Wie begegnet die Kirche den Menschen und der Welt von heute? Was sagt sie zu ihren Fragen, zu ihren Hoffnungen und Nöten? In der Pastoralkonstitution „Gaudium et spes“ wird die von Papst Johannes XXIII. gewollte Öffnung der Kirche (Aggiornamento) am deutlichsten sichtbar.
Ausgabe: 2012/25, Serie, Konzil, Freude, Ängste, Pastoralkonstitution, Aggiornamento, Dr. Bernhard Körner
19.06.2012 - Dr. Bernhard Körner
Die Thematik war ursprünglich auf mehrere Dokumente verstreut; für das endgültige Dokument wurden insgesamt unglaubliche acht Fassungen erarbeitet. Sein Aufbau umfasst zwei Hauptteile: Im ersten Teil geht es um die menschliche Person, die menschliche Gemeinschaft und das menschliche Schaffen und daran anschließend um die Aufgabe der Kirche in der Welt von heute. Im Hauptteil II werden verschiedene Themen behandelt, die für die Gesellschaft ebenso wichtig sind wie für die Kirche: Ehe und Familie, der kulturelle Fortschritt, das Wirtschaftsleben, die politische Gemeinschaft, der Frieden und der Aufbau der Völkergemeinschaft. Eine Pastoralkonstitution? Im Normalfall finden sich in einem Konzilsdokument, das als Konstitution bezeichnet wird, bleibend gültige Aussagen des Glaubens. Die „Pastoralkonstitution“ des Zweiten Vatikanums ist anders und deshalb einzigartig. Es geht darin natürlich auch um die Lehre der Kirche – aber sie wird in Beziehung gesetzt zur gesellschaftlichen Wirklichkeit. Daher der Titel des Doku- mentes: „Die Kirche in der Welt von heute.“ Damit erklärt sich auch die Bezeichnung: Pastoralkonstitution. Denn das Wort „Pastoral“ bezeichnet in diesem Dokument nicht nur die Seelsorge, sondern auch das ganze Verhältnis zwischen Kirche und Gesellschaft.
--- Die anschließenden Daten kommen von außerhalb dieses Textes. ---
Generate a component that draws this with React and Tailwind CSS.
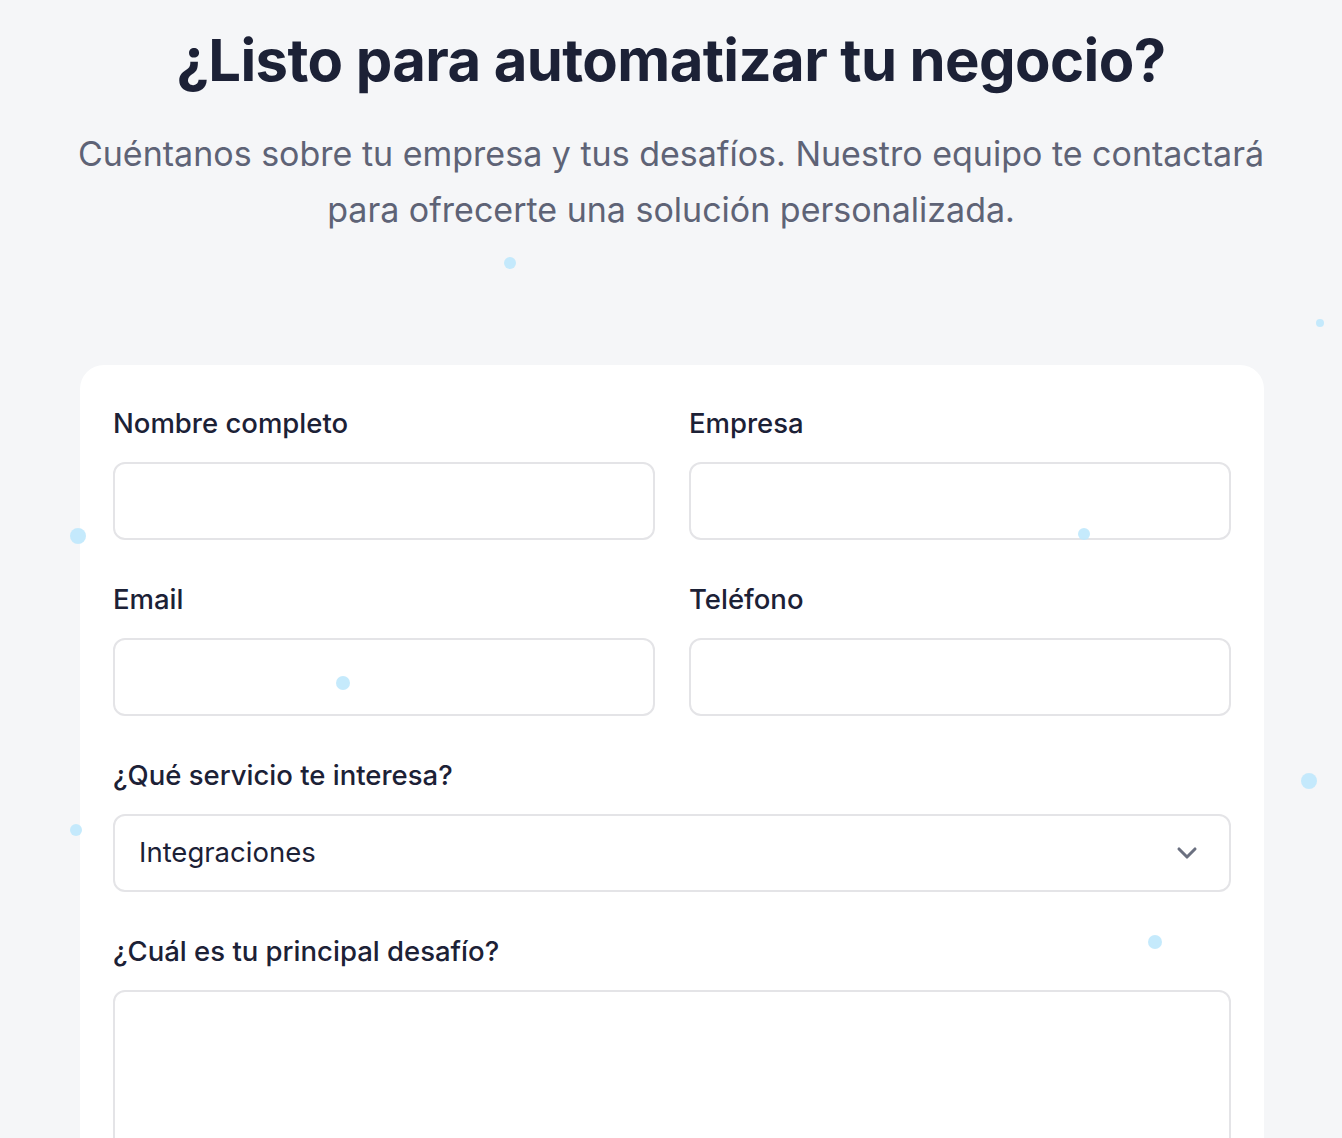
import { ChevronDown } from 'lucide-react'

const DOTS = [
  { x: 510, y: 263, s: 12 },
  { x: 1320, y: 323, s: 8 },
  { x: 78, y: 536, s: 16 },
  { x: 1084, y: 534, s: 12 },
  { x: 343, y: 683, s: 14 },
  { x: 1309, y: 781, s: 16 },
  { x: 76, y: 830, s: 12 },
  { x: 1155, y: 942, s: 14 },
]

function Field({ label }) {
  return (
    <div className="flex flex-col">
      <label className="text-[27.5px] leading-[36px] font-medium text-[#1c2136]">{label}</label>
      <input className="mt-[21px] h-[78px] w-full rounded-xl border-2 border-[#e4e4e7] bg-white outline-none" />
    </div>
  )
}

export default function App() {
  return (
    <div
      className="relative min-h-[1138px] overflow-hidden bg-[#f5f6f8]"
      style={{ fontFamily: 'Inter, "Noto Sans", sans-serif' }}
    >
      {/* Header */}
      <div className="pt-[30px] text-center">
        <h1 className="text-[58px] leading-[60px] font-bold tracking-[-0.6px] text-[#1c2136]">
          ¿Listo para automatizar tu negocio?
        </h1>
        <p className="mx-auto mt-[36px] max-w-[1250px] text-[34px] leading-[56px] text-[#5e6376]">
          Cuéntanos sobre tu empresa y tus desafíos. Nuestro equipo te contactará
          <br />
          para ofrecerte una solución personalizada.
        </p>
      </div>

      {/* Form card */}
      <div className="mx-auto mt-[127px] w-[1184px] translate-x-[1px] rounded-3xl bg-white px-[33px] pt-10 pb-10">
        <div className="grid grid-cols-2 gap-x-[34px] gap-y-[41px]">
          <Field label="Nombre completo" />
          <Field label="Empresa" />
          <Field label="Email" />
          <Field label="Teléfono" />
          <div className="col-span-2 flex flex-col">
            <label className="text-[27.5px] leading-[36px] font-medium text-[#1c2136]">¿Qué servicio te interesa?</label>
            <div className="mt-[21px] flex h-[78px] items-center justify-between rounded-xl border-2 border-[#e4e4e7] bg-white pl-6 pr-[26px]">
              <span className="text-[27.5px] text-[#1c2136]">Integraciones</span>
              <ChevronDown size={32} strokeWidth={2.3} className="text-[#6b7080]" />
            </div>
          </div>
          <div className="col-span-2 flex flex-col">
            <label className="text-[27.5px] leading-[36px] font-medium text-[#1c2136]">¿Cuál es tu principal desafío?</label>
            <textarea className="mt-[21px] h-[200px] w-full resize-none rounded-xl border-2 border-[#e4e4e7] bg-white outline-none" />
          </div>
        </div>
      </div>

      {/* Floating particles */}
      {DOTS.map((d, i) => (
        <div
          key={i}
          className="pointer-events-none absolute rounded-full bg-[#bfe8fc]/90"
          style={{ left: d.x - d.s / 2, top: d.y - d.s / 2, width: d.s, height: d.s }}
        />
      ))}
    </div>
  )
}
Aggiornamento konkret. Mit der Pastoral-konstitution hat das Konzil ein Dokument geschaffen, das also bewusst zeitbezogen sein will und in manchem auch die Unsicherheiten widerspiegelt, die sich für die Kirche in Einzelfragen bzw. hinsichtlich konkreter Weisung ergeben können. So wurde z. B. die Frage der Geburtenkontrolle und verantworteten Elternschaft zwar in den Grundzügen behandelt, nicht aber die Frage, wie die Kirche die damals neue „Pille“ bewerten soll. Die konkreten Weisungen der Konstitution stießen – innerhalb und außerhalb der Kirche – bei denen auf Unverständnis, die die Kirche nur auf die Verkündigung des Evangeliums und die Feier der Sakramente festlegen wollten und wollen. Für jene, die auch im Weltdienst einen Heilsdienst sehen, ist das Dokument trotz seiner Zeitgebundenheit bis heute eine wichtige Quelle und Motivation.
Die Zeichen der Zeit. Wenn man sagt, die Kirche soll zeitgemäß sein, dann klingt das für manche riskant. Man vermutet schnell, dass die Kirche ihre Glaubensgrundsätze an den Zeitgeist verkaufen könnte. Dieser Gefahr war sich auch das Konzil bewusst. Und so kommt es am Beginn von Hauptteil I auf die „Zeichen der Zeit“ zu sprechen. Die Kirche will auf die Ereignisse, Bedürfnisse und Wünsche, die sie mit allen Menschen teilt, eingehen und zu erkennen versuchen, „was darin wahre Zeichen der Gegenwart oder der Absicht Gottes sind“ (GS 11). Es geht also um die „Unterscheidung der Geister“. Nicht das, was faktisch der Fall ist, ist schon der Wille Gottes; sondern die Kirche versucht im Blick auf die Dinge, den Willen Gottes zu erkennen. Ein Beispiel: die riesige weltweite Kluft zwischen Arm und Reich ist ein Faktum, aber nicht der Wille Gottes. Aber im Blick auf diese Kluft können Christ/innen und damit auch die Kirche erkennen, dass es Gottes Wille ist, alles zu tun, um diese Kluft zu verringern.